BRIEF: Return the lines that follow, exactly as they appear, from the first through the one containing "const grey = '#d1d1d1';"; no pictures are to be included.

==== INFORMATION SUPPLIED ====

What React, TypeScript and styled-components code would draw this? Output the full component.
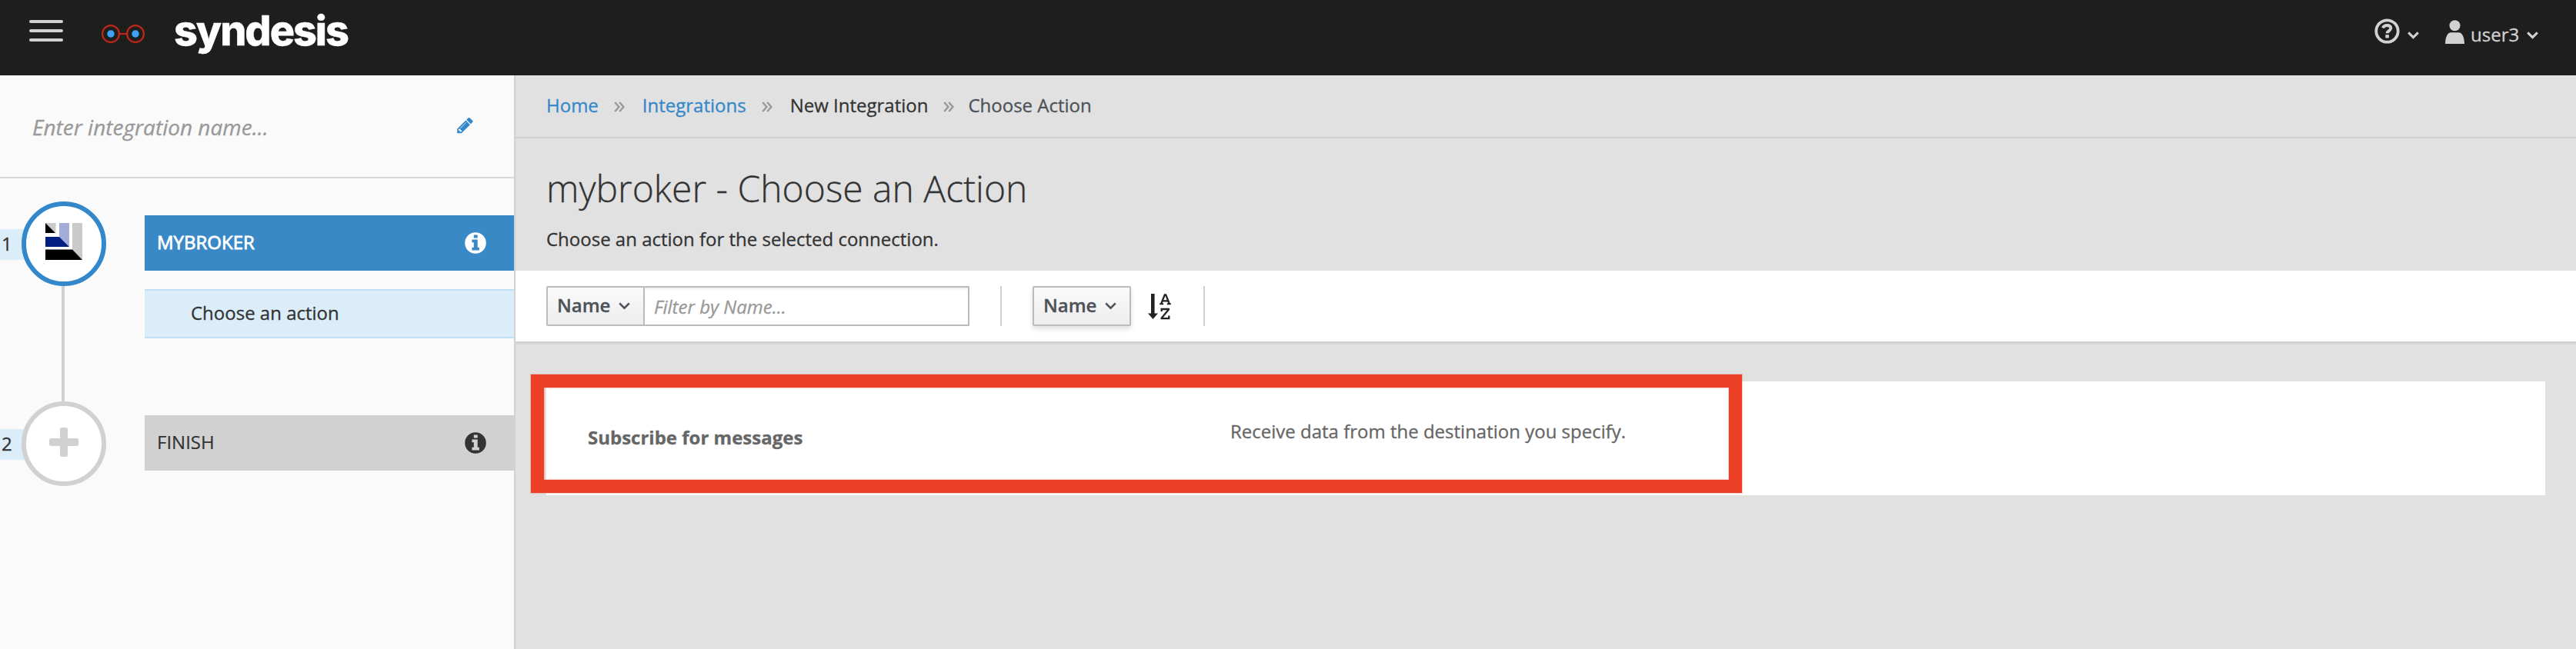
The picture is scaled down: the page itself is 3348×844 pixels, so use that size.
import React from 'react';
import styled, { createGlobalStyle } from 'styled-components';

const blue = '#3a89c7';
const grey = '#d1d1d1';

const GlobalStyle = createGlobalStyle`
  * { box-sizing: border-box; }
  body {
    margin: 0;
    background: #e1e1e1;
    color: #333;
    font: 400 24px/40px "Open Sans", sans-serif;
    -webkit-text-stroke: 0.3px currentColor;
  }
  svg { display: block; flex: none; }
`;

const Page = styled.div`
  display: flex;
  flex-direction: column;
  height: 844px;
  overflow: hidden;
`;

/* Masthead */
const Masthead = styled.header`
  display: flex;
  align-items: flex-start;
  height: 98px;
  flex: none;
  padding: 0 49px 0 38px;
  background: #1e1e1e;
  color: ${grey};
`;
const MenuButton = styled.div`
  display: flex;
  flex-direction: column;
  gap: 8px;
  width: 44px;
  margin: 26px 50px 0 0;
`;
const MenuBar = styled.span`
  height: 4px;
  border-radius: 2px;
  background: ${grey};
`;
const GlassesMark = styled.svg`
  margin-top: 31px;
`;
const Wordmark = styled.span`
  margin: 10px 0 0 38px;
  color: #fff;
  font: 800 54px/60px Inter, sans-serif;
  letter-spacing: -2.1px;
`;
const Utilities = styled.nav`
  display: flex;
  align-items: flex-start;
  margin-left: auto;
`;
const HelpIcon = styled.svg`
  margin: 24px 10px 0 0;
`;
const UserIcon = styled.svg`
  margin: 26px 8px 0 34px;
`;
const UserName = styled.span`
  margin-top: 25px;
  width: 73px;
`;
const MastheadChevron = styled.span`
  margin-top: 41px;
`;

/* Body */
const Body = styled.div`
  display: flex;
  flex: 1;
`;
const Sidebar = styled.aside`
  width: 670px;
  flex: none;
  border-right: 2px solid ${grey};
  background: #fafafa;
`;
const NameRow = styled.div`
  display: flex;
  justify-content: space-between;
  height: 134px;
  padding: 47px 53px 0 42px;
  border-bottom: 2px solid #d9d9d9;
`;
const NamePlaceholder = styled.span`
  color: #999;
  font-size: 28px;
  font-style: italic;
`;
const PencilIcon = styled.svg`
  margin-top: 6px;
  fill: #3388cb;
`;
const Steps = styled.div`
  padding-top: 30px;
`;
const Step = styled.section`
  display: flex;
`;
const Rail = styled.div`
  width: 188px;
  flex: none;
`;
const Node = styled.div`
  display: flex;
  align-items: flex-start;
`;
const StepNumber = styled.span`
  width: 48px;
  height: 40px;
  margin-top: 36px;
  padding: 0 0 0 2px;
  line-height: 38px;
  background: #daedf8;
`;
const Circle = styled.div<{ $active?: boolean }>`
  display: flex;
  justify-content: center;
  width: 110px;
  height: 110px;
  margin-left: -20px;
  padding-top: ${(p) => (p.$active ? 22 : 28)}px;
  border: 6px solid ${(p) => (p.$active ? '#3388cb' : grey)};
  border-radius: 50%;
  background: #fff;
`;
const Connector = styled.div`
  width: 4px;
  height: 150px;
  margin-left: 80px;
  background: ${grey};
`;
const StepDetail = styled.div`
  flex: 1;
  padding-top: 18px;
`;
const StepBar = styled.div<{ $active?: boolean }>`
  display: flex;
  justify-content: space-between;
  height: 72px;
  padding: 15px 36px 0 16px;
  background: ${(p) => (p.$active ? blue : grey)};
  color: ${(p) => (p.$active ? '#fff' : '#333')};
  -webkit-text-stroke: ${(p) => (p.$active ? 0.8 : 0.2)}px currentColor;
  & > svg { margin-top: 7px; }
`;
const SubStep = styled.div`
  height: 64px;
  margin-top: 24px;
  padding: 9px 0 0 60px;
  border: solid #bedff3;
  border-width: 2px 0;
  background: #daedf8;
`;

const Main = styled.main`
  flex: 1;
  min-width: 0;
`;
const Breadcrumb = styled.nav`
  display: flex;
  height: 82px;
  padding: 19px 40px 0;
  border-bottom: 2px solid ${grey};
`;
const Crumb = styled.span<{ $kind?: 'link' | 'current' }>`
  color: ${(p) => (p.$kind === 'link' ? '#3388cb' : p.$kind === 'current' ? '#4d5258' : '#333')};
`;
const CrumbSeparator = styled.svg<{ $last?: boolean }>`
  margin: 15px ${(p) => (p.$last ? 18 : 23)}px 0 20px;
`;
const Heading = styled.div`
  height: 172px;
  padding: 38px 40px 0;
`;
const Title = styled.h1`
  margin: 0 0 19px;
  font-size: 48px;
  font-weight: 300;
  line-height: 54px;
`;
const Lead = styled.p`
  margin: 0;
`;

const Toolbar = styled.div`
  display: flex;
  height: 94px;
  padding: 20px 40px 0;
  border-bottom: 2px solid #cfcfcf;
  background: #fff;
  box-shadow: 0 2px 0 rgba(3, 3, 3, 0.045);
`;
const SelectButton = styled.button<{ $raised?: boolean }>`
  display: flex;
  justify-content: space-between;
  width: 128px;
  height: 52px;
  padding: 0 17px 4px 12px;
  border: 2px solid #bbb;
  border-radius: ${(p) => (p.$raised ? '2px' : '2px 0 0 2px')};
  background: linear-gradient(#fafafa, #ededed);
  box-shadow: ${(p) => (p.$raised ? '0 4px 6px rgba(3, 3, 3, 0.12)' : 'none')};
  color: #4d5258;
  font: 600 24px/45px "Open Sans", sans-serif;
  & > svg { margin-top: 19px; }
`;
const FilterInput = styled.div`
  width: 424px;
  height: 52px;
  margin-left: -2px;
  padding-left: 12px;
  border: 2px solid #bbb;
  background: #fff;
  box-shadow: inset 0 2px 2px rgba(3, 3, 3, 0.075);
  color: #999;
  font-style: italic;
  line-height: 49px;
`;
const Divider = styled.div`
  width: 2px;
  height: 52px;
  margin: 0 40px;
  background: ${grey};
`;
const SortIcon = styled.svg`
  margin: 9px 2px 0 20px;
`;

const ActionList = styled.div`
  padding: 50px 40px 0;
`;
const ActionRow = styled.article`
  position: relative;
  display: flex;
  height: 148px;
  padding-left: 54px;
  background: #fff;
  color: #666;
`;
const ActionName = styled.strong`
  width: 835px;
  padding-top: 53px;
`;
const ActionDescription = styled.span`
  padding-top: 45px;
`;
const Highlight = styled.div`
  position: absolute;
  top: -9px;
  left: -20px;
  width: 1574px;
  height: 154px;
  border: 17px solid #ee4026;
  box-shadow: 0 0 0 1px rgba(238, 64, 38, 0.25), inset 0 0 0 1px rgba(238, 64, 38, 0.25);
`;

const Chevron = ({ width = 2.6 }: { width?: number }) => (
  <svg width="15" height="10" viewBox="0 0 15 10" fill="none" stroke="currentColor" strokeWidth={width}>
    <path d="M1.2 1.4 7.5 7.6 13.8 1.4" />
  </svg>
);

const InfoIcon = () => (
  <svg width="28" height="28" viewBox="0 0 28 28">
    <path
      fill="currentColor"
      fillRule="evenodd"
      stroke="none"
      d="M14 .2a13.8 13.8 0 1 0 0 27.6 13.8 13.8 0 0 0 0-27.6ZM11.8 3.5h4.9v4h-4.9ZM9.4 9.4h7.3v10.4h2.2v3.8H9.4v-3.8h2.4v-6.6H9.4Z"
    />
  </svg>
);

const DoubleAngle = ({ last }: { last?: boolean }) => (
  <CrumbSeparator $last={last} width="14" height="14" viewBox="0 0 14 14" fill="none" stroke="#999" strokeWidth="2.4">
    <path d="M1.2 1 6.4 7 1.2 13M7.2 1 12.4 7 7.2 13" />
  </CrumbSeparator>
);

export default function App() {
  return (
    <Page>
      <GlobalStyle />
      <Masthead>
        <MenuButton>
          <MenuBar />
          <MenuBar />
          <MenuBar />
        </MenuButton>
        <GlassesMark width="56" height="26" viewBox="0 0 56 26">
          <g fill="none" stroke="#bb271a" strokeWidth="2.2">
            <circle cx="12" cy="13" r="10.9" />
            <circle cx="44" cy="13" r="10.9" />
            <path d="M23 13h10" />
          </g>
          <circle cx="12" cy="13" r="4.7" fill="#3fa2f7" />
          <circle cx="44" cy="13" r="4.7" fill="#3fa2f7" />
        </GlassesMark>
        <Wordmark>syndesis</Wordmark>
        <Utilities>
          <HelpIcon width="33" height="33" viewBox="0 0 33 33" fill="none" stroke="currentColor">
            <circle cx="16.5" cy="16.5" r="14.2" strokeWidth="3.8" />
            <path d="M11 12.4C12 9.9 13.6 9 16.3 9c3 0 5 1.4 5 3.7 0 3.6-4.6 3-4.6 6.6" strokeWidth="3.9" />
            <path d="M16.6 21.2v4.2" strokeWidth="4.6" />
          </HelpIcon>
          <MastheadChevron>
            <Chevron width={3} />
          </MastheadChevron>
          <UserIcon width="25" height="31" viewBox="0 0 25 31" fill="currentColor">
            <circle cx="12.5" cy="7.3" r="7" />
            <path d="M0 31C.3 22 3 16.3 7.5 16.3h10C22 16.3 24.7 22 25 31Z" />
          </UserIcon>
          <UserName>user3</UserName>
          <MastheadChevron>
            <Chevron width={3} />
          </MastheadChevron>
        </Utilities>
      </Masthead>
      <Body>
        <Sidebar>
          <NameRow>
            <NamePlaceholder>Enter integration name...</NamePlaceholder>
            <PencilIcon width="21" height="24" viewBox="0 0 1536 1792">
              <path d="M363 1536l91-91-235-235-91 91v107h128v128h107zM886 608q0-22-22-22-10 0-17 7l-542 542q-7 7-7 17 0 22 22 22 10 0 17-7l542-542q7-7 7-17zM832 416l416 416-832 832h-416v-416zM1515 512q0 53-37 90l-166 166-416-416 166-165q36-38 90-38 53 0 91 38l235 234q37 39 37 91z" />
            </PencilIcon>
          </NameRow>
          <Steps>
            <Step>
              <Rail>
                <Node>
                  <StepNumber>1</StepNumber>
                  <Circle $active>
                    <svg width="48" height="48" viewBox="0 0 48 48">
                      <path d="M0 0h13.5v13.5Z" fill="#c9cacc" />
                      <path d="M0 0 13 13H0Z" fill="#000" />
                      <path d="M18 0h13v31L18 18Z" fill="#a3add9" />
                      <path d="M0 18h18l13 13H0Z" fill="#001f80" />
                      <path d="M35 0h13v48L35 35Z" fill="#c9cacc" />
                      <path d="M0 34.5h35L48 48H0Z" fill="#000" />
                    </svg>
                  </Circle>
                </Node>
                <Connector />
              </Rail>
              <StepDetail>
                <StepBar $active>
                  MYBROKER
                  <InfoIcon />
                </StepBar>
                <SubStep>Choose an action</SubStep>
              </StepDetail>
            </Step>
            <Step>
              <Rail>
                <Node>
                  <StepNumber>2</StepNumber>
                  <Circle>
                    <svg width="38" height="38" viewBox="0 0 38 38" fill={grey}>
                      <rect x="14" width="10" height="38" rx="2.5" />
                      <rect y="14" width="38" height="10" rx="2.5" />
                    </svg>
                  </Circle>
                </Node>
              </Rail>
              <StepDetail>
                <StepBar>
                  FINISH
                  <InfoIcon />
                </StepBar>
              </StepDetail>
            </Step>
          </Steps>
        </Sidebar>
        <Main>
          <Breadcrumb>
            <Crumb $kind="link">Home</Crumb>
            <DoubleAngle />
            <Crumb $kind="link">Integrations</Crumb>
            <DoubleAngle />
            <Crumb>New Integration</Crumb>
            <DoubleAngle last />
            <Crumb $kind="current">Choose Action</Crumb>
          </Breadcrumb>
          <Heading>
            <Title>mybroker - Choose an Action</Title>
            <Lead>Choose an action for the selected connection.</Lead>
          </Heading>
          <Toolbar>
            <SelectButton>
              Name
              <Chevron />
            </SelectButton>
            <FilterInput>Filter by Name...</FilterInput>
            <Divider />
            <SelectButton $raised>
              Name
              <Chevron />
            </SelectButton>
            <SortIcon width="32" height="36" viewBox="0 0 32 36" fill="none" stroke="#222">
              <path d="M8.3 1v27" strokeWidth="4.6" />
              <path d="M2 26.5h13L8.500 34Z" fill="#222" stroke="none" />
              <path d="M19.2 14 23.8 2.4h1.4L29.8 14M21 10.4h7.2" strokeWidth="2.3" />
              <path d="M17.2 14.3h5M26.8 14.3h5" strokeWidth="1.9" />
              <path d="M19.7 24v-3h9.2v.6L19.7 32.6v.5h9.6v-3.6" strokeWidth="2.3" />
            </SortIcon>
            <Divider />
          </Toolbar>
          <ActionList>
            <ActionRow>
              <ActionName>Subscribe for messages</ActionName>
              <ActionDescription>Receive data from the destination you specify.</ActionDescription>
              <Highlight />
            </ActionRow>
          </ActionList>
        </Main>
      </Body>
    </Page>
  );
}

====

SOLUTION TO THE PROBLEM:
What React, TypeScript and styled-components code would draw this? Output the full component.
The picture is scaled down: the page itself is 3348×844 pixels, so use that size.
import React from 'react';
import styled, { createGlobalStyle } from 'styled-components';

const blue = '#3a89c7';
const grey = '#d1d1d1';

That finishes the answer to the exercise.